Wystawa Wisła. Re–kreacja w Muzeum Krakowa Płynie Wisła, płynie…

opublikowano: 2022-04-14, 05:12
wszelkie prawa zastrzeżone
„W Krakowie mi nieskończenie smutno, tak że nie mogę miejsca znaleźć, gdzie by iść, gdzie by siedzieć, ani co robić, ani czytać. Jeden tylko Wawel i okolica nad Wisłą, co by mię ciągnęła ciągle, więc też tam wciąż siedzę i ani mogę gdzie stamtąd odejść, bo mi wszędzie gdzie indziej smutno bardzo”. (z listu Stanisława Wyspiańskiego do Józefa Mehoffera z 21 października 1892 r.)
reklama
Plaża pod Wawelem, lata 30. XX wieku fot. materiały Muzeum Krakowa

 Od najdawniejszych czasów ludzie ujarzmiali rzeki i wykorzystywali ich możliwości do własnych celów. Obszary nadrzeczne zaopatrywały w żywność i wodę pitną, stanowiły też naturalną przeszkodę dla potencjalnego wroga. Z czasem ludzie nauczyli się korzystać z rzek, jako taniego i szybkiego środka transportowego, co przyczyniło się do rozwoju wymiany handlowej. Nic więc dziwnego, że nad brzegami naturalnych zbiorników wodnych (jeziora, rzeki) powstawały osady, potem warowne grody aż wreszcie miasta duże i małe. Transport i higiena, to najstarsze i największe dobrodziejstwa jakie rzeki dostarczały ludziom przez wieki. Stosunkowo niedawno rzeki nabrały jeszcze jednego waloru – stały się miejscem wypoczynku i rekreacji i dzisiaj ta funkcja stała się dominującą. Dlatego właśnie rekreacja jest tematem pierwszej wystawy o Wiśle w Muzeum Krakowa. Wystawa Wisła. Re-kreacja prezentowana jest w na drugim piętrze niedawno wyremontowanego Pałacu Krzysztofory przy Rynku Głównym 35.      

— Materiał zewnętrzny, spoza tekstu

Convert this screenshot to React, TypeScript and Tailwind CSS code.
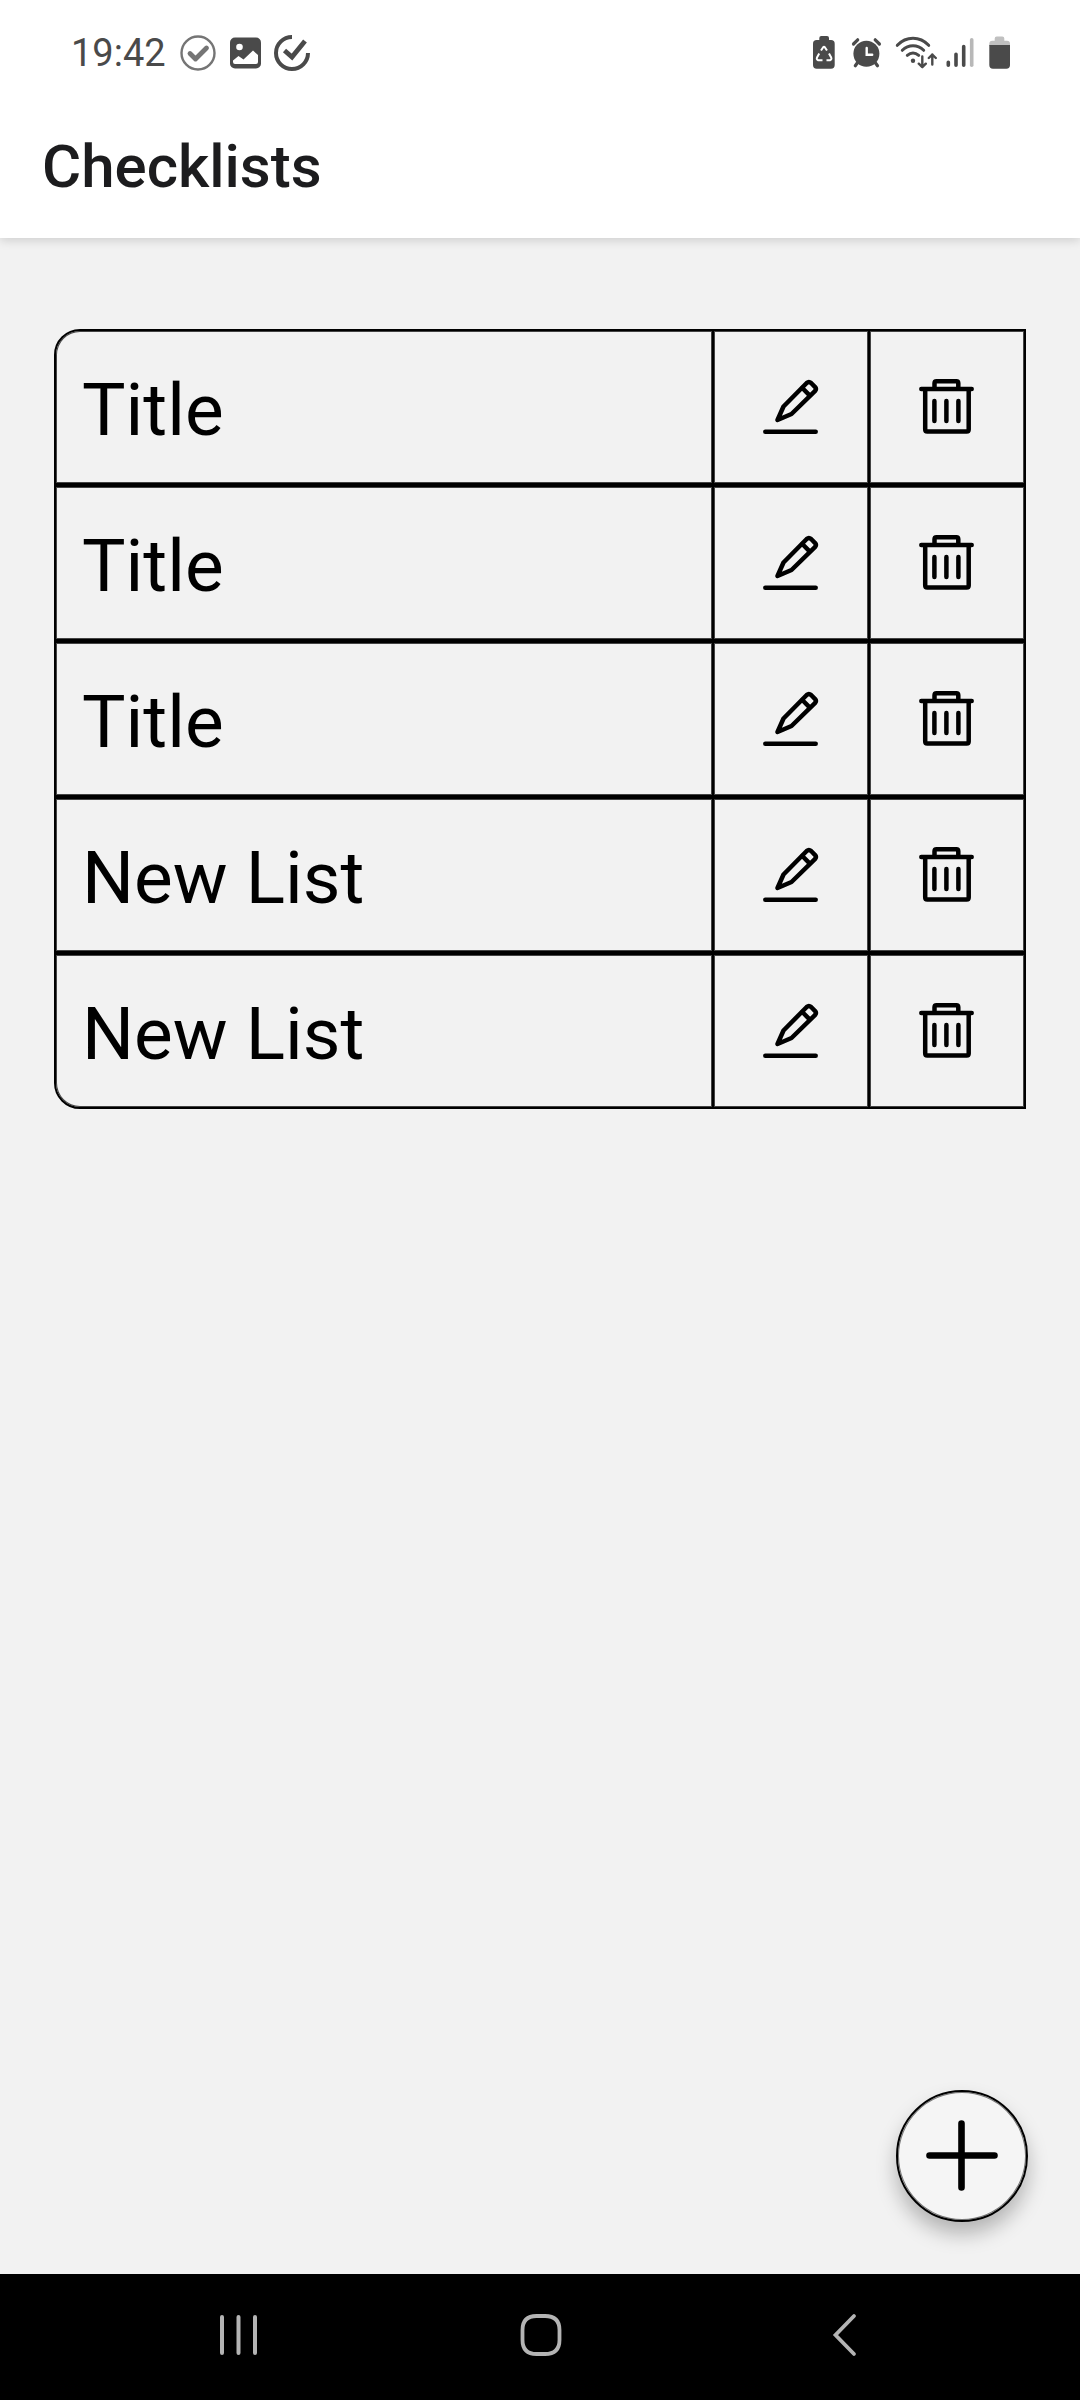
import React, { useState } from "react";

type Checklist = { id: number; name: string };

const INITIAL_LISTS: Checklist[] = [
  { id: 1, name: "Title" },
  { id: 2, name: "Title" },
  { id: 3, name: "Title" },
  { id: 4, name: "New List" },
  { id: 5, name: "New List" },
];

function StatusBar() {
  return (
    <div className="flex h-24 items-center justify-between bg-white pt-[10px] pr-[68px] pl-[71px] text-[#4a4a4a]">
      <div className="flex items-center gap-3">
        <span className="mr-[2px] text-[38px] leading-[48px]">19:42</span>
        <svg className="size-9" viewBox="0 0 36 36" fill="none" stroke="#757575" aria-hidden="true">
          <circle cx="18" cy="18" r="16.5" strokeWidth="2.4" />
          <path d="M10 18.5l5.5 5.5L26.5 13" strokeWidth="4.8" strokeLinecap="round" strokeLinejoin="round" />
        </svg>
        <svg className="h-9 w-[34px]" viewBox="0 0 34 36" aria-hidden="true">
          <rect x="2" y="2.5" width="31" height="31" rx="5" fill="currentColor" />
          <circle cx="11.5" cy="12" r="3.3" fill="#fff" />
          <path d="M5 25.5l5.5-4.5 5 3.5 9.5-9L30 20v7q0 2-2 2H7q-2 0-2-2z" fill="#fff" />
        </svg>
        <svg className="size-9" viewBox="0 0 36 36" fill="none" stroke="currentColor" aria-hidden="true">
          <path d="M18 2A16 16 0 1 0 34 18" strokeWidth="4" />
          <path d="M10.5 15.500l7.500 6.500L31 6" strokeWidth="4.800" />
        </svg>
      </div>
      <div className="flex items-center gap-2">
        <svg className="h-[34px] w-7" viewBox="0 0 28 34" aria-hidden="true">
          <path d="M8.300 4V2q0-2 2-2H16q2 0 2 2v2h2q3.700 0 3.700 3.700V29q0 3.700-3.700 3.700H5.700Q2 32.700 2 29V7.700Q2 4 5.700 4z" fill="currentColor" />
          <path d="M10 14.500l2.200-3.300q.8-1 1.600 0l2.200 3.300M18 17.500l2.200 4q.8 2-1.200 2.700h-3.500M11.500 24.200H7.200q-2-.7-1.200-2.700l2.200-4" fill="none" stroke="#fff" strokeWidth="2" strokeLinejoin="round" />
        </svg>
        <svg className="h-[34px] w-10" viewBox="0 0 40 34" fill="none" stroke="currentColor" strokeLinecap="round" aria-hidden="true">
          <circle cx="19.400" cy="17.700" r="13" fill="currentColor" stroke="none" />
          <path d="M6.500 8l4.200-4.200M28.200 3.800L32.400 8M11 26l-2.700 3.700M27.800 26l2.700 3.700" strokeWidth="3.200" />
          <path d="M19.700 12v6.700h5.500" stroke="#fff" strokeWidth="2.400" />
        </svg>
        <svg className="h-[34px] w-[42px]" viewBox="0 0 42 34" fill="none" stroke="currentColor" strokeLinecap="round" strokeLinejoin="round" aria-hidden="true">
          <path d="M2.300 9.300Q9 2.300 18 2.300T33.700 9.300M7.300 14.300Q12 9.700 18 9.700T28.700 14.300M12.300 19.300Q15 17 18 17T23.700 19.300" strokeWidth="3" />
          <circle cx="18" cy="24.700" r="2.200" fill="currentColor" stroke="none" />
          <path d="M27.300 20.500V31M23.800 27.700L27.300 31.200L30.800 27.700M37.300 28.500V18.500M33.800 22L37.300 18.500L40.800 22" strokeWidth="2.400" />
        </svg>
        <svg className="h-[34px] w-[34px]" viewBox="0 0 34 34" stroke="currentColor" strokeWidth="3.600" strokeLinecap="round" aria-hidden="true">
          <path d="M3.300 26.300V29.300M11 18.300V29.300M18.700 10.500V29.300" />
          <path d="M26.700 3.800V29.300" stroke="#b8b8b8" />
        </svg>
        <svg className="h-[34px] w-[25px]" viewBox="0 0 25 34" aria-hidden="true">
          <path d="M7.700 4.700V2.500q0-2 2-2h5.600q2 0 2 2v2.200H20q3 0 3 3V10H2.300V7.700q0-3 3-3z" fill="#c0c0c0" />
          <path d="M2.300 9H23v20q0 3.700-3.700 3.700H6q-3.700 0-3.700-3.700z" fill="currentColor" />
        </svg>
      </div>
    </div>
  );
}

function PencilIcon() {
  return (
    <svg className="size-14" viewBox="0 0 56 56" fill="none" stroke="currentColor" strokeWidth="4.500" strokeLinecap="round" strokeLinejoin="round" aria-hidden="true">
      <path d="M14.500 41L20.500 27.500L43.700 4q2.200-2 4.400 0l3.800 3.800q2 2.200 0 4.400L28.500 35z" />
      <path d="M39.300 9l7.300 7.300M2.300 52.700H52.700" />
    </svg>
  );
}

function TrashIcon() {
  return (
    <svg className="size-14" viewBox="0 0 56 56" fill="none" stroke="currentColor" strokeWidth="4.500" strokeLinecap="round" strokeLinejoin="round" aria-hidden="true">
      <path d="M2.300 10H52.700M15.500 10V4.300q0-2 2-2H37.300q2 0 2 2V10M6.200 10V50.500q0 2 2 2H47.700q2 0 2-2V10" />
      <path d="M15.400 22V42M27.400 22V42M39.400 22V42" />
    </svg>
  );
}

export default function App() {
  const [lists, setLists] = useState(INITIAL_LISTS);

  const addList = () =>
    setLists((current) => [...current, { id: Date.now(), name: "New List" }]);
  const removeList = (id: number) =>
    setLists((current) => current.filter((list) => list.id !== id));

  return (
    <div className="flex min-h-screen flex-col bg-[#f2f2f2] font-['Roboto',sans-serif] text-black">
      <header className="relative bg-white shadow-[0_2px_10px_rgba(0,0,0,0.16)]">
        <StatusBar />
        <div className="flex h-[142px] items-center px-[42px]">
          <h1 className="text-[60px] leading-[72px] font-medium text-[#1c1c1e]">Checklists</h1>
        </div>
      </header>

      <main className="relative flex-1 px-[54px] pt-[91px]">
        <ul>
          {lists.map((list) => (
            <li key={list.id} className="group/row flex h-[156px]">
              <button
                type="button"
                className="min-w-0 flex-1 border-2 border-black pt-[6px] pl-[26px] text-left text-[73px] leading-[88px] shadow-[inset_0_0_0_1px_#444] group-first/row:rounded-tl-[26px] group-last/row:rounded-bl-[26px]"
              >
                {list.name}
              </button>
              <button
                type="button"
                aria-label={`Edit ${list.name}`}
                className="-ml-[2px] flex w-[158px] items-center justify-center border-2 border-black shadow-[inset_0_0_0_1px_#444]"
              >
                <PencilIcon />
              </button>
              <button
                type="button"
                aria-label={`Delete ${list.name}`}
                onClick={() => removeList(list.id)}
                className="-ml-[2px] flex w-[158px] items-center justify-center border-2 border-black shadow-[inset_0_0_0_1px_#444]"
              >
                <TrashIcon />
              </button>
            </li>
          ))}
        </ul>

        <button
          type="button"
          aria-label="Add list"
          onClick={addList}
          className="absolute right-[52px] bottom-[52px] flex size-[132px] items-center justify-center rounded-full border-2 border-black bg-[#f5f5f5] shadow-[inset_0_0_0_1px_#777,0_12px_20px_rgba(0,0,0,0.26)]"
        >
          <svg className="size-[72px]" viewBox="0 0 72 72" stroke="currentColor" strokeWidth="6.600" strokeLinecap="round" aria-hidden="true">
            <path d="M3.500 35.500H68.500M35.500 3.500V67.500" />
          </svg>
        </button>
      </main>

      <nav aria-label="System" className="grid h-[126px] grid-cols-3 bg-black px-[86px] pb-1 text-[#b4b4b4]">
        <button type="button" aria-label="Recent apps" className="flex items-center justify-center">
          <svg className="size-11" viewBox="0 0 44 44" stroke="currentColor" strokeWidth="4" strokeLinecap="round" aria-hidden="true">
            <path d="M7 4V40M23.500 4V40M40 4V40" />
          </svg>
        </button>
        <button type="button" aria-label="Home" className="flex items-center justify-center">
          <svg className="size-11" viewBox="0 0 44 44" fill="none" stroke="currentColor" strokeWidth="3.800" aria-hidden="true">
            <path d="M23 3H27Q41.500 3 41.500 17V27Q41.500 41 27 41H18.500Q4.500 41 4.500 27V17Q4.500 3 18.500 3z" />
          </svg>
        </button>
        <button type="button" aria-label="Back" className="flex items-center justify-center">
          <svg className="size-11" viewBox="0 0 44 44" fill="none" stroke="currentColor" strokeWidth="3.800" strokeLinecap="round" strokeLinejoin="miter" aria-hidden="true">
            <path d="M33 3L14.500 22L33 41" />
          </svg>
        </button>
      </nav>
    </div>
  );
}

Za punkt wyjścia na wystawie został przyjęty stan współczesny, jako pretekst do spojrzenia wstecz, by pokazać korzenie poszczególnych sposobów rekreacji nad rzeką – ich ciągłość i zmianę. Wątki takie jak wykorzystanie Wisły w celach transportowych, gospodarczych, zagrożenie powodziowe stanowią jego kontekst oraz tło historyczne. Wisła w Krakowie i jej najbliższa okolica są przekształcane i niejako kreowane na nowo poprzez działania instytucji miejskich, podmiotów komercyjnych, czy aktywistów.

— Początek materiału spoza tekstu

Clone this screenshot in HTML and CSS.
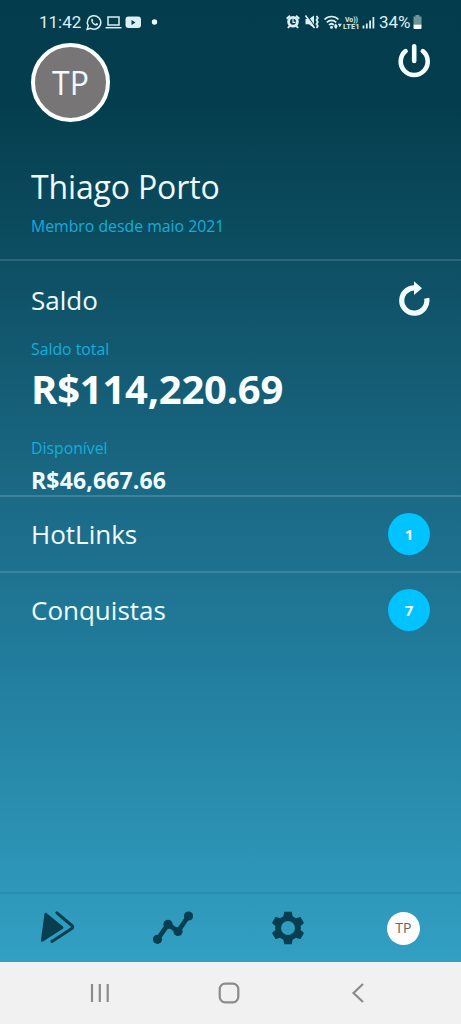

Na wystawie prezentujemy różne punkty widzenia, umożliwiamy dyskusję, oddajemy głos rozmaitym środowiskom. Pokazujemy sylwetki osób zasłużonych, dla których Wisła stała się swoistym sposobem na życie.     

Wystawę otwiera sala, w której ukazana jest Wisła na całym krakowskim odcinku. Rozciąga się ona od ujścia Skawinki na zachodzie do ujścia Potoku Kościeleckiego na wschodzie, co daje łącznie 40 km. W czasie prac nad wystawą przemierzyliśmy i zbadaliśmy krakowski odcinek Wisły zarówno z brzegu, jak i z wody. Wynikiem owej swoistej kwerendy jest artykuł w katalogu wystawy oraz fotografie wykonane przez Artura Rychtę, które prezentujemy na ekspozycji. Zdjęcia umieściliśmy wokół biegnącego przez całą salę planu (ortofotomapy) pokazującego krakowską Wisłę wraz z jej najbliższym otoczeniem. 

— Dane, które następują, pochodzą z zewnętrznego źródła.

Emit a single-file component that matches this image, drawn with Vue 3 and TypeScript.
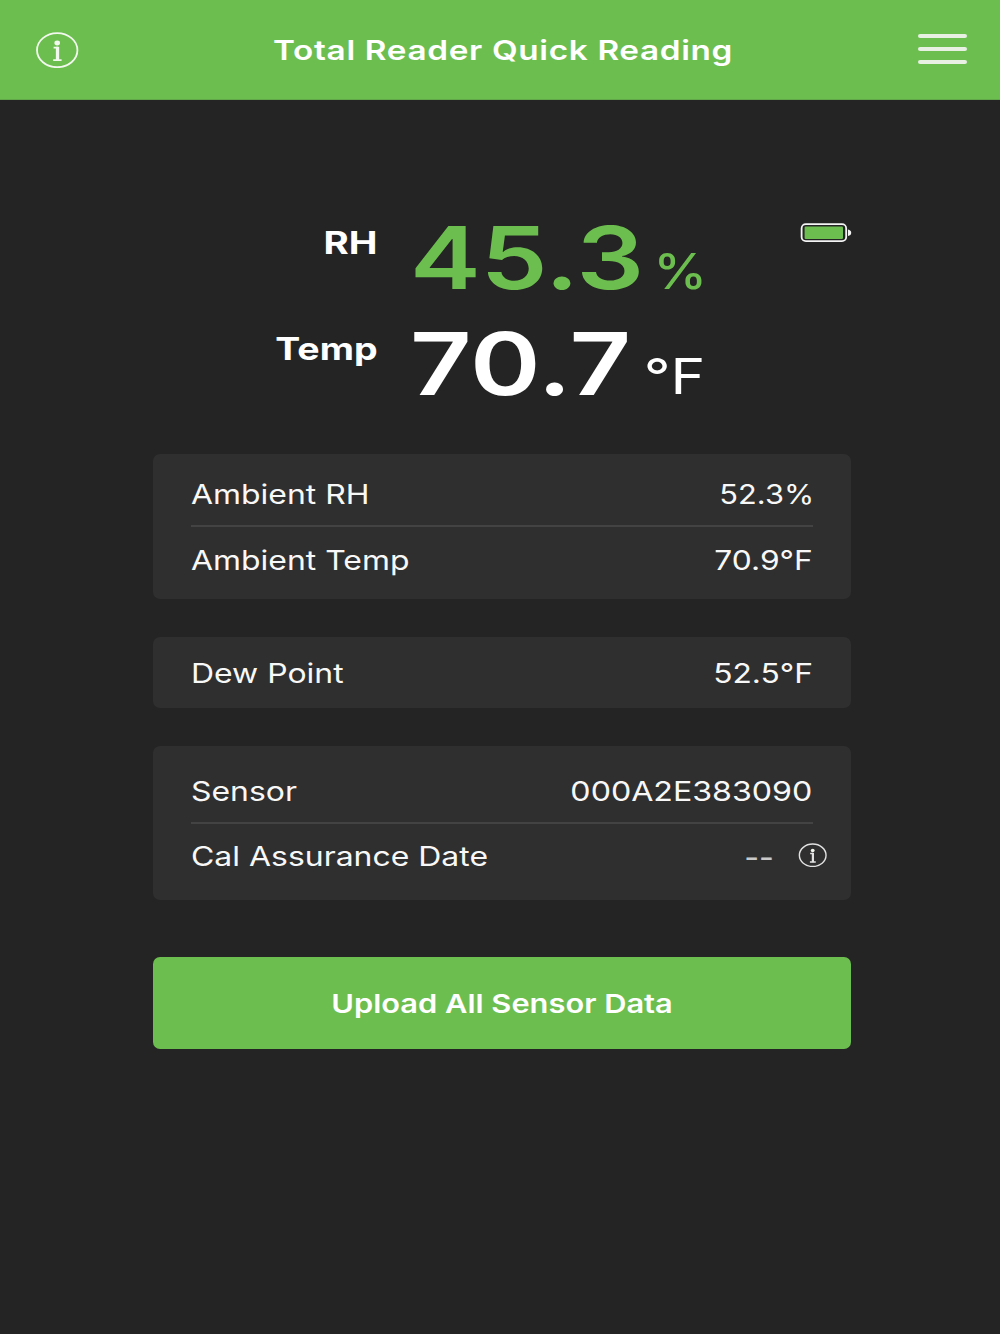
<script setup lang="ts">
interface Row {
  label: string
  value: string
  kind?: 'percent' | 'serial' | 'empty'
}

const cards: { name: string; rows: Row[] }[] = [
  {
    name: 'ambient',
    rows: [
      { label: 'Ambient RH', value: '52.3%', kind: 'percent' },
      { label: 'Ambient Temp', value: '70.9°F' },
    ],
  },
  { name: 'dew', rows: [{ label: 'Dew Point', value: '52.5°F' }] },
  {
    name: 'sensor',
    rows: [
      { label: 'Sensor', value: '000A2E383090', kind: 'serial' },
      { label: 'Cal Assurance Date', value: '--', kind: 'empty' },
    ],
  },
]
</script>

<template>
  <div class="screen">
    <header class="bar">
      <svg class="info" width="43" height="36" viewBox="0 0 43 36">
        <ellipse cx="21.2" cy="18.2" rx="20.2" ry="17" />
        <ellipse class="dot" cx="21.2" cy="11" rx="2.8" ry="2.4" />
        <path class="serif" d="M17.6 15.6H22M17.2 28.2H25.6" />
        <path class="stem" d="M21.5 14.8V28.6" />
      </svg>
      <h1 class="title"><span class="wide">Total Reader Quick Reading</span></h1>
      <button class="menu" aria-label="Menu"><i></i><i></i><i></i></button>
    </header>

    <main class="content">
      <section class="readings">
        <div class="reading rh">
          <div class="name"><span class="wide">RH</span></div>
          <div class="num"><span class="wide">45.3</span></div>
          <div class="unit"><span class="wide">%</span></div>
        </div>
        <div class="reading temp">
          <div class="name"><span class="wide">Temp</span></div>
          <div class="num"><span class="wide">70.7</span></div>
          <div class="unit"><span class="wide">°F</span></div>
        </div>
        <svg class="battery" width="52" height="20" viewBox="0 0 52 20">
          <rect x="1.6" y="1.2" width="44.6" height="17" rx="4.2" fill="none" stroke="#f4f4f4" stroke-width="1.8" />
          <rect x="4.6" y="3.5" width="38.4" height="12.4" rx="1.2" fill="#6cbe4f" />
          <path d="M48 6.4Q51.2 7 51.2 9.7T48 13Z" fill="#f4f4f4" />
        </svg>
      </section>

      <section v-for="card in cards" :key="card.name" class="card" :class="card.name">
        <div v-for="row in card.rows" :key="row.label" class="row">
          <span class="wide label">{{ row.label }}</span>
          <span class="wide value" :class="row.kind">{{ row.value }}</span>
          <svg v-if="row.kind === 'empty'" class="info small" width="29" height="24" viewBox="0 0 43 36">
            <ellipse cx="21.8" cy="18.4" rx="20" ry="16.8" />
            <ellipse class="dot" cx="21.8" cy="11.2" rx="2.9" ry="2.5" />
            <path class="serif" d="M18 15.8H22.6M17.6 28.4H26.4" />
            <path class="stem" d="M22.1 14.8V28.8" />
          </svg>
        </div>
      </section>

      <button class="upload"><span class="wide">Upload All Sensor Data</span></button>
    </main>
  </div>
</template>

<style>
body {
  background: #242424;
}
</style>

<style scoped>
.screen {
  height: 1334px;
  overflow: hidden;
  background: #242424;
  color: #fff;
  font-family: Inter, "Liberation Sans", sans-serif;
}
.screen * {
  box-sizing: border-box;
}
/* Glyphs are drawn wider than their natural proportions. */
.wide {
  display: inline-block;
  white-space: nowrap;
  transform: scaleX(var(--sx, 1.2));
  transform-origin: var(--from, left) center;
}
.bar {
  display: flex;
  align-items: center;
  height: 99.5px;
  padding: 0 33px 0 36px;
  background: #6cbe4f;
  box-shadow: inset 0 -1px #62a84a;
}
.info {
  display: block;
  fill: none;
  stroke: #f3f8ef;
  stroke-width: 1.8;
}
.info .dot {
  fill: #f3f8ef;
  stroke: none;
}
.info .stem {
  stroke-width: 3.3;
}
.title {
  flex: 1;
  margin: 0 0 0 9px;
  text-align: center;
  font-size: 27.5px;
  font-weight: 600;
  line-height: 36px;
  letter-spacing: 0.55px;
  --from: center;
  --sx: 1.21;
}
.menu {
  display: flex;
  flex-direction: column;
  gap: 9px;
  margin: 0;
  padding: 0 0 2px;
  border: 0;
  background: none;
}
.menu i {
  width: 49px;
  height: 4px;
  border-radius: 2px;
  background: #e8efe3;
}
.content {
  width: 698.6px;
  margin-left: 152.7px;
}
.readings {
  position: relative;
  padding-top: 104px;
  height: 354.5px;
}
.reading {
  display: flex;
  height: 106px;
}
.name {
  width: 225px;
  padding-top: 21px;
  text-align: right;
  font-size: 31px;
  font-weight: 700;
  line-height: 36px;
  --from: right;
  --sx: 1.21;
}
.rh .name {
  --sx: 1.24;
}
.num {
  width: 243px;
  padding: 2px 0 0 32px;
  font-size: 87px;
  font-weight: 600;
  line-height: 104px;
  --sx: 1.222;
}
.temp .num {
  --sx: 1.23;
}
.unit {
  width: 84.3px;
  padding-top: 37px;
  text-align: right;
  font-size: 49px;
  font-weight: 400;
  line-height: 59px;
  --from: right;
}
.rh .unit {
  width: 86.3px;
  font-size: 49.5px;
  font-weight: 500;
  line-height: 60px;
  --sx: 1.09;
}
.rh .num,
.rh .unit {
  color: #6cbe4f;
}
.battery {
  position: absolute;
  right: -0.7px;
  top: 123px;
}
.card {
  margin-bottom: 38px;
  padding: 0 38px;
  border-radius: 7px;
  background: #2f2f2f;
}
.row {
  position: relative;
  display: flex;
  align-items: center;
  justify-content: space-between;
  height: 65px;
  font-size: 27px;
  font-weight: 400;
  color: #f8f8f8;
  --sx: 1.183;
}
.row:first-child {
  padding-top: 3px;
}
.row + .row {
  padding-top: 2px;
  border-top: 2px solid #434343;
}
.value {
  --from: right;
  --sx: 1.175;
}
.percent {
  margin-right: -1px;
  --sx: 1.14;
}
.serial {
  margin-right: 1px;
  --sx: 1.19;
}
.ambient {
  height: 145px;
  padding-top: 6px;
}
.ambient .row + .row {
  padding-top: 3px;
}
.dew {
  height: 71px;
  padding-top: 2.5px;
}
.sensor {
  height: 154px;
  padding-top: 11px;
}
.empty {
  margin: 1px 39px 0 0;
  font-weight: 500;
  color: #c9c9c9;
  --sx: 1.19;
}
.small {
  position: absolute;
  right: -14px;
  top: 19px;
  stroke: #e2e2e2;
  stroke-width: 2.1;
}
.upload {
  display: block;
  width: 100%;
  height: 92px;
  margin-top: 57px;
  padding: 1px 0 0;
  border: 0;
  border-radius: 7px;
  background: #6cbe4f;
  color: #fff;
  font: 600 26px/36px Inter, "Liberation Sans", sans-serif;
  --from: center;
  --sx: 1.185;
}
</style>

Ekspozycja wystawy Wisła. Re-kreacja fot. materiały Muzeum Krakowa

Druga sala poświęcona jest plażowaniu i kąpielom, czyli jednej z najbardziej popularnych form rekreacji nad wodą. Dziś to zagadnienie kojarzy się przede wszystkim z wypoczynkiem nad morzem, ale coraz częściej pojawiają się plaże miejskie, usytuowane na brzegach rzek. Nie inaczej jest w Krakowie, gdzie w ostatnich latach powstało ich kilka. Sala jest swoistą rekonstrukcją. Na ekspozycji pokazujemy, jak wyglądały dawne nadwiślańskie plaże i kiedy się pojawiły, w jaki sposób zmieniały się obyczaje związane z plażowaniem w Krakowie. Za inspirację posłużyło tu zdjęcie wykonane na plaży na Dębnikach z widokiem na Wawel. Prezentowana jest tu nie tylko historia plażowania, ale zachęcamy do poczucia tego klimatu poprzez odpowiednią aranżację przestrzeni.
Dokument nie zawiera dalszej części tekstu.